### Dataset excerpt
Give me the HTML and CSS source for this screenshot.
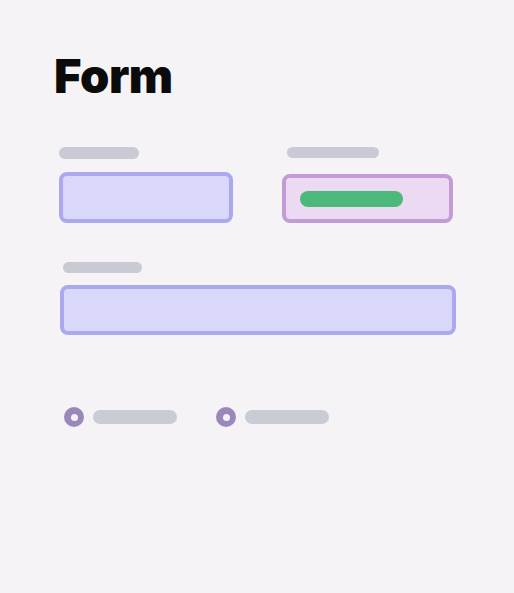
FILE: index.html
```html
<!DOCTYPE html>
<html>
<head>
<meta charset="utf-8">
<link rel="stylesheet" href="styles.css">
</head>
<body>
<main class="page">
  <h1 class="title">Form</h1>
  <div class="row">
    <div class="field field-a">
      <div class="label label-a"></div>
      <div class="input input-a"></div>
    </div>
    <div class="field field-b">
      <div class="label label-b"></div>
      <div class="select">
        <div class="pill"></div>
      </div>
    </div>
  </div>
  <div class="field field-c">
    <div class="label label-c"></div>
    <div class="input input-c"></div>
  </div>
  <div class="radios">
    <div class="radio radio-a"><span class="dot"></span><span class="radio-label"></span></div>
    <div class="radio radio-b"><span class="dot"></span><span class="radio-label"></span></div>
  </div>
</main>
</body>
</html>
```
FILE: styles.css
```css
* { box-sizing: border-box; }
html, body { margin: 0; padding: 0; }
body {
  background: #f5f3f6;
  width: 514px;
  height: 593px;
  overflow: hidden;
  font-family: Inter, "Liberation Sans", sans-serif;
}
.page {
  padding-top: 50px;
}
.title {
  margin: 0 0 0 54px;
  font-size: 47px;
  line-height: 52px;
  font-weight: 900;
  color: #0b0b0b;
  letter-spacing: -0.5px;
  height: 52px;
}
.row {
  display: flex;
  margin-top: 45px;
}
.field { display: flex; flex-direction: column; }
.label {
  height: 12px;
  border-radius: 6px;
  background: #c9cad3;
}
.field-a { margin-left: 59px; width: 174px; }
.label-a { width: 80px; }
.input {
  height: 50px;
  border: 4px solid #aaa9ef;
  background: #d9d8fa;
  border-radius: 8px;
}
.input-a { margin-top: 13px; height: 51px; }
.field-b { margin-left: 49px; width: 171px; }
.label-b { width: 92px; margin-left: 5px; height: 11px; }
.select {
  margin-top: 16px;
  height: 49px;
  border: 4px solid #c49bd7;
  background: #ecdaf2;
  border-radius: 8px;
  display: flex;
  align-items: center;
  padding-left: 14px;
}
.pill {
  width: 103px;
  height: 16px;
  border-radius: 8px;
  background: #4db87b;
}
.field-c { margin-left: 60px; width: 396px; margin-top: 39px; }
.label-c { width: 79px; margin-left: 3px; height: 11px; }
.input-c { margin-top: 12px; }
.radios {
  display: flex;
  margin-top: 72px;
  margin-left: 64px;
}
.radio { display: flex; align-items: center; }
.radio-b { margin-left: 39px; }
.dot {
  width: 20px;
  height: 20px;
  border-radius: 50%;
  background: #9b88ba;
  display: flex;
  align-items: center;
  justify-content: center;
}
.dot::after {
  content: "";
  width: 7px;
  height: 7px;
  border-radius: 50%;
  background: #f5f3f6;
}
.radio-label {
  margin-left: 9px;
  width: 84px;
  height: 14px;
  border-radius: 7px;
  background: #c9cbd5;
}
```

### The task
Reproduce the whole listing exactly, but not the images in it.

### Exercise answer
Give me the HTML and CSS source for this screenshot.
FILE: index.html
```html
<!DOCTYPE html>
<html>
<head>
<meta charset="utf-8">
<link rel="stylesheet" href="styles.css">
</head>
<body>
<main class="page">
  <h1 class="title">Form</h1>
  <div class="row">
    <div class="field field-a">
      <div class="label label-a"></div>
      <div class="input input-a"></div>
    </div>
    <div class="field field-b">
      <div class="label label-b"></div>
      <div class="select">
        <div class="pill"></div>
      </div>
    </div>
  </div>
  <div class="field field-c">
    <div class="label label-c"></div>
    <div class="input input-c"></div>
  </div>
  <div class="radios">
    <div class="radio radio-a"><span class="dot"></span><span class="radio-label"></span></div>
    <div class="radio radio-b"><span class="dot"></span><span class="radio-label"></span></div>
  </div>
</main>
</body>
</html>
```
FILE: styles.css
```css
* { box-sizing: border-box; }
html, body { margin: 0; padding: 0; }
body {
  background: #f5f3f6;
  width: 514px;
  height: 593px;
  overflow: hidden;
  font-family: Inter, "Liberation Sans", sans-serif;
}
.page {
  padding-top: 50px;
}
.title {
  margin: 0 0 0 54px;
  font-size: 47px;
  line-height: 52px;
  font-weight: 900;
  color: #0b0b0b;
  letter-spacing: -0.5px;
  height: 52px;
}
.row {
  display: flex;
  margin-top: 45px;
}
.field { display: flex; flex-direction: column; }
.label {
  height: 12px;
  border-radius: 6px;
  background: #c9cad3;
}
.field-a { margin-left: 59px; width: 174px; }
.label-a { width: 80px; }
.input {
  height: 50px;
  border: 4px solid #aaa9ef;
  background: #d9d8fa;
  border-radius: 8px;
}
.input-a { margin-top: 13px; height: 51px; }
.field-b { margin-left: 49px; width: 171px; }
.label-b { width: 92px; margin-left: 5px; height: 11px; }
.select {
  margin-top: 16px;
  height: 49px;
  border: 4px solid #c49bd7;
  background: #ecdaf2;
  border-radius: 8px;
  display: flex;
  align-items: center;
  padding-left: 14px;
}
.pill {
  width: 103px;
  height: 16px;
  border-radius: 8px;
  background: #4db87b;
}
.field-c { margin-left: 60px; width: 396px; margin-top: 39px; }
.label-c { width: 79px; margin-left: 3px; height: 11px; }
.input-c { margin-top: 12px; }
.radios {
  display: flex;
  margin-top: 72px;
  margin-left: 64px;
}
.radio { display: flex; align-items: center; }
.radio-b { margin-left: 39px; }
.dot {
  width: 20px;
  height: 20px;
  border-radius: 50%;
  background: #9b88ba;
  display: flex;
  align-items: center;
  justify-content: center;
}
.dot::after {
  content: "";
  width: 7px;
  height: 7px;
  border-radius: 50%;
  background: #f5f3f6;
}
.radio-label {
  margin-left: 9px;
  width: 84px;
  height: 14px;
  border-radius: 7px;
  background: #c9cbd5;
}
```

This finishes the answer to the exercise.